Home>The school of the eye

17.10.2017

The school of the eye

Laurence Bertrand Dorléac (crédits : Sciences Po)

Interview on the school of the eye with Laurence BERTRAND DORLEAC, Professor at Sciences Po, Center of History.

What is new at Sciences Po concerning the teaching of images ?

Many things, starting with the creation of the first permanent position for a Professor in Art History, in 2009. Sciences Po became more diversified and the new reform which will be implemented gives a more significant place to “political humanities”. In this respect, art history is part of what any student has to know to approach the today’s world, which is widely made up with images and calls for sensitivity, which remains a speciality of humans, doesn’t it?

Today’s world is filled with images of all kinds, yes, but is it so new ?

No, there has been a gradual move towards a world in which images are predominant, with a longer-lasting impact, if not greater. Scientific studies evidence that we are hit and moved faster by images than by texts. If you hang on a wall an image and a text alongside, as interesting as the latter may be, the image wins. This is quite an old story. In 1919 already, the Dutch historian Huizinga wrote that “if a man of culture of 1840 had been asked to characterize French civilization in the fifteenth century in a few words, his answer would probably have been largely inspired by impressions from Barante’s Histoire des Ducs de Bourgogne and Hugo Notre-Dame de Paris. (…) The experiment repeated today would yield a very different result. People would now refer (…) above all to the works of art. (…)”. Our perception of remote times, our historical organ, become increasingly visual. But our sensitivity to present as well. I want to speak about this new situation in my courses with new means.

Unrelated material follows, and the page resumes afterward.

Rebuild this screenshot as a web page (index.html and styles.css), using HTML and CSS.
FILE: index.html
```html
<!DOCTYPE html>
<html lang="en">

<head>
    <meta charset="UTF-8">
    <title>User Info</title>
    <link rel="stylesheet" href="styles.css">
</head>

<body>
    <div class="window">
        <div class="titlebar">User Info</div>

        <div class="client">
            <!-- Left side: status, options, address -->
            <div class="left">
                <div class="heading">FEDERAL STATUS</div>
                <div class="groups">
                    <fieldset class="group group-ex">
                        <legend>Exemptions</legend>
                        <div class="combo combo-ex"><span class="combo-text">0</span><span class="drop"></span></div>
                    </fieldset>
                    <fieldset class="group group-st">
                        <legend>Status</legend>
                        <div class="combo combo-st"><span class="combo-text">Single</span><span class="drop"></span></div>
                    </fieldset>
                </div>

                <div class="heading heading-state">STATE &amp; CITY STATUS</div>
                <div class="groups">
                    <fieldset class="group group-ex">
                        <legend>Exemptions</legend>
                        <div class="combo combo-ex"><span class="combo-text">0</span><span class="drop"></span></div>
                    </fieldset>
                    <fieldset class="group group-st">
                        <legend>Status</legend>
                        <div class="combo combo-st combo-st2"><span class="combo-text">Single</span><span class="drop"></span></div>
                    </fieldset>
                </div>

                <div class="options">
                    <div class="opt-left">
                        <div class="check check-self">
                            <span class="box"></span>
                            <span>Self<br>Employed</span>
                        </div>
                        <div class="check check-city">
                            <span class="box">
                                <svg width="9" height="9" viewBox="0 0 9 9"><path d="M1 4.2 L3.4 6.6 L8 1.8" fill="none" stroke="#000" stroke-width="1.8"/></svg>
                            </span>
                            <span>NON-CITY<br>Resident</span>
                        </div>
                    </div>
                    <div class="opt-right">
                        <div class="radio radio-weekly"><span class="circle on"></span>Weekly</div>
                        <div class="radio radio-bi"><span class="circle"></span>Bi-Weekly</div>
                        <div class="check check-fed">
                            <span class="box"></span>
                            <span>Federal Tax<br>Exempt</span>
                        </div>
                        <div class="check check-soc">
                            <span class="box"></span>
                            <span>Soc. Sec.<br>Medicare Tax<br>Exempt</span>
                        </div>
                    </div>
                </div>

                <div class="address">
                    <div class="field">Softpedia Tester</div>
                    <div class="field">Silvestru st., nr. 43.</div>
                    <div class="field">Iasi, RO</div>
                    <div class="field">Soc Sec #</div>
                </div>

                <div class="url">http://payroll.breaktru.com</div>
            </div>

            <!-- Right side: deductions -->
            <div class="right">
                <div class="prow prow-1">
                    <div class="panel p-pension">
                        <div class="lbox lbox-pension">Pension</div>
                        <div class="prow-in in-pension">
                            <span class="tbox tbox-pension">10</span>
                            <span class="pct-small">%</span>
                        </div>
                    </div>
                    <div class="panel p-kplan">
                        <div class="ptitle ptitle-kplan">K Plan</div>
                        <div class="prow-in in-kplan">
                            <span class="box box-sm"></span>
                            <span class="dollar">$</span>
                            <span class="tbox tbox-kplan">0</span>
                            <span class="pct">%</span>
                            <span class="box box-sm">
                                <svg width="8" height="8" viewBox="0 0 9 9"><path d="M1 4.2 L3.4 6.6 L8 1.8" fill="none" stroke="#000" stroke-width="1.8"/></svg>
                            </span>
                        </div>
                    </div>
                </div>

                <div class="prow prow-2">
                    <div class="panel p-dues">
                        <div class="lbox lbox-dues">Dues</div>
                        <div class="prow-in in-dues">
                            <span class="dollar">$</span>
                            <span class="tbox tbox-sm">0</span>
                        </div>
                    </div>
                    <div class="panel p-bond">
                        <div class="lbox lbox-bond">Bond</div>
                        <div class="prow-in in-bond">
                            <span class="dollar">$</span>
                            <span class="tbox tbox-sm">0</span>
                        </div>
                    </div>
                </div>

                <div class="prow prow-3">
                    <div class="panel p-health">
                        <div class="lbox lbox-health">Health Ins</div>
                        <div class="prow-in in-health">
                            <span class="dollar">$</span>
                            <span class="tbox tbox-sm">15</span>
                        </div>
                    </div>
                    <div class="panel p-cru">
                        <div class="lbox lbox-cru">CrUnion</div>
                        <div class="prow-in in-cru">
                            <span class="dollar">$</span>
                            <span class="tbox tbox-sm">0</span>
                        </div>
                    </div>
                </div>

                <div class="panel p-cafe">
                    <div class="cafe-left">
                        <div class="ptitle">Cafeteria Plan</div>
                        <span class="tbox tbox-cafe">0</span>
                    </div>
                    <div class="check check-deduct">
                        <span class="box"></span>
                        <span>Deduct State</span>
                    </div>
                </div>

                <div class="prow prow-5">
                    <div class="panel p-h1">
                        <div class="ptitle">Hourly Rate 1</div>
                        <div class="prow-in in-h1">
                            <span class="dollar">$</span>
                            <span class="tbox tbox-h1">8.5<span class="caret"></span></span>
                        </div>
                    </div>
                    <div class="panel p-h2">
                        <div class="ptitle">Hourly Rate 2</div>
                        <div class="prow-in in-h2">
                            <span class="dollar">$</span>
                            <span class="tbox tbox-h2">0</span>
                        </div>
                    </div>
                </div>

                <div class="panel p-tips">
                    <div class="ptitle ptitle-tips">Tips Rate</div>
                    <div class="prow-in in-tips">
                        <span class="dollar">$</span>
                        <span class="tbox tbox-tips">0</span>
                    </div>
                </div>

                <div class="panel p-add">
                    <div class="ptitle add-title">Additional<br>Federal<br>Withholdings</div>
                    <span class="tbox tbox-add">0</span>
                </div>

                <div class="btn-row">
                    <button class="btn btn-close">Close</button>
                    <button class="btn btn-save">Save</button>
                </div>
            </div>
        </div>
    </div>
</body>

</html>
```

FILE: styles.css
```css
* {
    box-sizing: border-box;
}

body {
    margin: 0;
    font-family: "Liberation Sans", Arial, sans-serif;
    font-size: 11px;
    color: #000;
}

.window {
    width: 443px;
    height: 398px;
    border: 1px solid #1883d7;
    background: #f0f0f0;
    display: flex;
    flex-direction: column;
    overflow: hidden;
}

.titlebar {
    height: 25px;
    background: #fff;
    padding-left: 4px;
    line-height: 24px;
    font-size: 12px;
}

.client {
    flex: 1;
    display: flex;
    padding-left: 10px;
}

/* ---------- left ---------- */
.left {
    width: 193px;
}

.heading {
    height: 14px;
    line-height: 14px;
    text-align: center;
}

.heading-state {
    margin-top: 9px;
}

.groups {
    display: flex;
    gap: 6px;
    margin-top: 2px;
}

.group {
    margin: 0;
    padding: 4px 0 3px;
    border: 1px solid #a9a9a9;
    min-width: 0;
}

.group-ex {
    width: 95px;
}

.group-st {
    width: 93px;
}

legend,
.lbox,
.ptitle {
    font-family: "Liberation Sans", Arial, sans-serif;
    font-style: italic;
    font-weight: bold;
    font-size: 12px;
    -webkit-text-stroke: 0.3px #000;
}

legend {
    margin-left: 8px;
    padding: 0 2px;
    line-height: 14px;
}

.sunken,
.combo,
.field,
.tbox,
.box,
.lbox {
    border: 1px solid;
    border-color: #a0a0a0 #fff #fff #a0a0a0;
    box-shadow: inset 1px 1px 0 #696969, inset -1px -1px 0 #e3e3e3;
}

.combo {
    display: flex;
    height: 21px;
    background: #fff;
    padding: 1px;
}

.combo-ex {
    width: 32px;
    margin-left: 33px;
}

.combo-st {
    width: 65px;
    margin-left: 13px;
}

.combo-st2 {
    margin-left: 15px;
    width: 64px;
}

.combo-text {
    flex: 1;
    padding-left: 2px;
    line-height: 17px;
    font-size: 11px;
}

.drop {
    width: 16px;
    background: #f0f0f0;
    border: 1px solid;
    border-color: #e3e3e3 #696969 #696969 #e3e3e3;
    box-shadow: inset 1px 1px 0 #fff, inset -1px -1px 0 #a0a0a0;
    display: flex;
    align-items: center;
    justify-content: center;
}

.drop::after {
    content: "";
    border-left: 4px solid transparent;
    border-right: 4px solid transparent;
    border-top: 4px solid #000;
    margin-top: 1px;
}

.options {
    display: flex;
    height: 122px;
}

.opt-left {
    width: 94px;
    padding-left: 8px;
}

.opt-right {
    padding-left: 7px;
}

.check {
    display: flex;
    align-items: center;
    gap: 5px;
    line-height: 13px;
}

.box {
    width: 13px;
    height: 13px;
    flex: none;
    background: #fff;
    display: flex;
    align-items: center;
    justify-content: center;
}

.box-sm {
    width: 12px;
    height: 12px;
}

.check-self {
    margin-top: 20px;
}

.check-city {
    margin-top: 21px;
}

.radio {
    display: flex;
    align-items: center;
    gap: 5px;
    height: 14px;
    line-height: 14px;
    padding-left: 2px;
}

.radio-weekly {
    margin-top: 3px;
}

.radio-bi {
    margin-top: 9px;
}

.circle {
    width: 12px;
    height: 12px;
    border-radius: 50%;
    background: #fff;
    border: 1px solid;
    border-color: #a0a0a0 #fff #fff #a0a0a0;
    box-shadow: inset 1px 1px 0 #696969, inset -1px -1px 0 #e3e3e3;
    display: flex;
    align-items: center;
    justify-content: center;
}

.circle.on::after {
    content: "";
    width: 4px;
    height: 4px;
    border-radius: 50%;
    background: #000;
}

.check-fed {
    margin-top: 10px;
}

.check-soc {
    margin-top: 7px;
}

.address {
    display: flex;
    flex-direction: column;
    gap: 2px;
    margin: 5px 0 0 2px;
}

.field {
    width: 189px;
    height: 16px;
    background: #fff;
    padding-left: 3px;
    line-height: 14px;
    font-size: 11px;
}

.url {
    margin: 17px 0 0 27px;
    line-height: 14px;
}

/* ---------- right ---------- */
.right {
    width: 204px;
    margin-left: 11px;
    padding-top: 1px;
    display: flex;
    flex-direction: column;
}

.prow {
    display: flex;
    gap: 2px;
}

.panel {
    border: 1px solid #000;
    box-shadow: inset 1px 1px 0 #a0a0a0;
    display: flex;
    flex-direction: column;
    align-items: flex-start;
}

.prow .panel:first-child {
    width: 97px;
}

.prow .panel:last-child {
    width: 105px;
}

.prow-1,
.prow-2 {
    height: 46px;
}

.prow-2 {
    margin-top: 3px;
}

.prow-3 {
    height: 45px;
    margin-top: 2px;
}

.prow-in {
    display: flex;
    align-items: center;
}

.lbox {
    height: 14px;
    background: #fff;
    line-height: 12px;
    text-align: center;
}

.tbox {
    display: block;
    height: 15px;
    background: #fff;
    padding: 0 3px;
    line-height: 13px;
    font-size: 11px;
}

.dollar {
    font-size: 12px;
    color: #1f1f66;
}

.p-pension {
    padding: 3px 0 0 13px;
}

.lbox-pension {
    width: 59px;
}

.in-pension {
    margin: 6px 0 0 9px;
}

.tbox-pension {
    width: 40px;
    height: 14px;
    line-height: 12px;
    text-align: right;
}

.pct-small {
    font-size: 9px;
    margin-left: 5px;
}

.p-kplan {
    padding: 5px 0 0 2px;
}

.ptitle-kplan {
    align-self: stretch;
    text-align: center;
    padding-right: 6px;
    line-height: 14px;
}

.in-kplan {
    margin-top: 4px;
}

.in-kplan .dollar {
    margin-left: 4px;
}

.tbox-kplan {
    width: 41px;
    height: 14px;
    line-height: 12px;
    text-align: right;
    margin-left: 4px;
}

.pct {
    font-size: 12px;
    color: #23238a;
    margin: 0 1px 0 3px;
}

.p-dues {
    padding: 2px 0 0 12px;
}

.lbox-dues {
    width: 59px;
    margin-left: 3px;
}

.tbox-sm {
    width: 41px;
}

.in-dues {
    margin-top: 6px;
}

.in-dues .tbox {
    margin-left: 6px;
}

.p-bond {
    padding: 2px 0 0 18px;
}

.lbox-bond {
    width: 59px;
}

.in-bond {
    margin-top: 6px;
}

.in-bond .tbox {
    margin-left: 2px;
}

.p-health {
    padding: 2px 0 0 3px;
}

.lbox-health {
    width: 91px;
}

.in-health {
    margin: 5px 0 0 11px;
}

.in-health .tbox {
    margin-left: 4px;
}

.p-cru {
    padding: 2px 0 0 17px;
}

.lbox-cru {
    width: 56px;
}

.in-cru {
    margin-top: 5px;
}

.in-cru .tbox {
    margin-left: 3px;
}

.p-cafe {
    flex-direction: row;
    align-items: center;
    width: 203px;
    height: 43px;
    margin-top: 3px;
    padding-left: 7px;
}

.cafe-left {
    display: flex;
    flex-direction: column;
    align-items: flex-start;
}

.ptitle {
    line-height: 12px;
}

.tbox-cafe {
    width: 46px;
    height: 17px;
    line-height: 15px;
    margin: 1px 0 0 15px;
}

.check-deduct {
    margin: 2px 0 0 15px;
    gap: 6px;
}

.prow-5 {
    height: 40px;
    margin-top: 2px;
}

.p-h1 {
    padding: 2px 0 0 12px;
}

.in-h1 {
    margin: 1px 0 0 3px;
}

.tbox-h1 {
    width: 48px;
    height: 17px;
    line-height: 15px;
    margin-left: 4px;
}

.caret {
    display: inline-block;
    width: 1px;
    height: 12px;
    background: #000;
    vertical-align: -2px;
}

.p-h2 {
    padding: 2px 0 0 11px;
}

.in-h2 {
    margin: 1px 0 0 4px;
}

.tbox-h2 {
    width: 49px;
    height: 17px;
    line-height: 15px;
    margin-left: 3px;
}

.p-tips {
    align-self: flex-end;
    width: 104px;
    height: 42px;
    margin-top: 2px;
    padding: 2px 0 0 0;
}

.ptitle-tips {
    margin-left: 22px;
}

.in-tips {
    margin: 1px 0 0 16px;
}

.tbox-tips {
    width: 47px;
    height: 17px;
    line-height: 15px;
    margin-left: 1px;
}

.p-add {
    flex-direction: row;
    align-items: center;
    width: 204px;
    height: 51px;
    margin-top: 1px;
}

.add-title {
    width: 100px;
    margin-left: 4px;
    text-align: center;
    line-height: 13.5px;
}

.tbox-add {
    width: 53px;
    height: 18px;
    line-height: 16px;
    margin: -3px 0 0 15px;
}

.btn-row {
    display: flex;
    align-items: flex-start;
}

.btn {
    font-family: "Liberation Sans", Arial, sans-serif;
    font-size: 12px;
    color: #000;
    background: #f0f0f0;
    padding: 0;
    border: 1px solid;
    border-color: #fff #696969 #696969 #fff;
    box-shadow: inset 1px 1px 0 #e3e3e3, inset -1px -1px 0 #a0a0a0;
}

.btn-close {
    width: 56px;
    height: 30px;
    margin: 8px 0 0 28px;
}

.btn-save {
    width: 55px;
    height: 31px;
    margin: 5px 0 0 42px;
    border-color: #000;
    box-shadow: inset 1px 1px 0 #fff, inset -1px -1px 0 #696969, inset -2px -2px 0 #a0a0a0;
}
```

What are these new means ?

The school of the eye involves to lend attention to images, to decipher them. This learning implies a proximity to artworks. This is why I teach my Master-level common core curriculum in the Orsay Museum, in which the artworks I study are displayed in the upper floors, above the auditorium in which I speak, which does not prevent me from screening many other images of course. I choose rather complex artworks, which have a polysemous dimension. My second principle is to avoid confining my course to an internalist art history, as it remains practiced in too many places. I put art in relation with all the available tools in human and social sciences. It is not (only) about delectation, but also understanding the process which leads the artwork from its imagination by an artist to its reception, on the short and the long run. This requires the use of a range of tools: political, social, anthropological, economic, technical, legal, psychological, literary, philosophical, poetical, etc. Before undergoing such an analysis, the image remain lacking a satisfying interpretation.

Are there image media to favor in particular ?

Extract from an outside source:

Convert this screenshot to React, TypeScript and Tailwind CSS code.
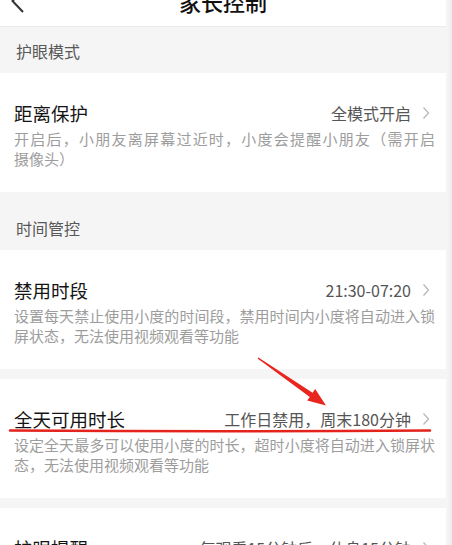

No, each medium has its own features. Caricature was completely ignored, and all of a sudden, it surged on the international stage. For the first time, with drawings published in the Danish newspaper Jyllands-Posten, which were then picked up by Charlie Hebdo which also produced new ones. Then, the January 2015 attack against Charlie Hebdo revived the issue around the right to an image, to any image. In this specific situation, it is possible to show that no medium should be overlooked, but also that an education of the eye is necessary to distinguish an artwork, which by definition is symbolic, from reality. To draw is not to kill. Art generates a catharsis, and it is used since Greek tragedy to express things so we don’t have to do them, if I may. But we first must understand how this works. Both for the present and for the past. The two cast light on one another.

It is unusual to think in both ways, we are used to say that the past casts light on the present but not the contrary

To understand the significance of caricatures of the prophet Muhammad and the contrast in their reception allows us to better understand the iconoclastic period in ancient times. Through recent events, we know again what means the “quarrel of images”, with the refusal by some believers of caricatures of the prophet they acknowledge. But this quarrel was preceded by other refusals, by Christian believers in particular, of representation of Christ they deemed unacceptable. And we must also recall the very old mythical episode of the worship of the golden calf. In the Bible, we can read: “You shall not make for yourself an image in the form of anything in heaven above or on the earth beneath or in the waters below.” To tell this story provides new tools to be used by contemporaries.

Do you have the feeling that your students take a better look at images at the end of your course ?

I would certainly not start swaggering, but I try to involve them in the process of knowledge of visual works from examples they contribute to choosing. For instance, among the exercises I demand and which have to be prepared out of the course (in 2nd year), about representations of warfare, every week, one or more student(s) present the image which struck them most. The students have to search, to look for images in books, but also in the streets, in the press or on social networks. In the jungle of images, I ask them to check that one image at least is waiting for us, catches our attention, moves us or questions us. Then, I convene visual producers, artists, especially those who go on the front lines, who are able to explain the making process of an image, which is conscious but also, at least partly, unconscious.

Indeed, we must always keep in mind that we are not purely rational beings, and that even absolutist scientists do not get away with some form of ideology, with their unconscious, this machine which works not only at night… Artists, for their part, incorporate more willingly the abundant reality of this continent. They work with it, and this is perhaps why their images are so striking.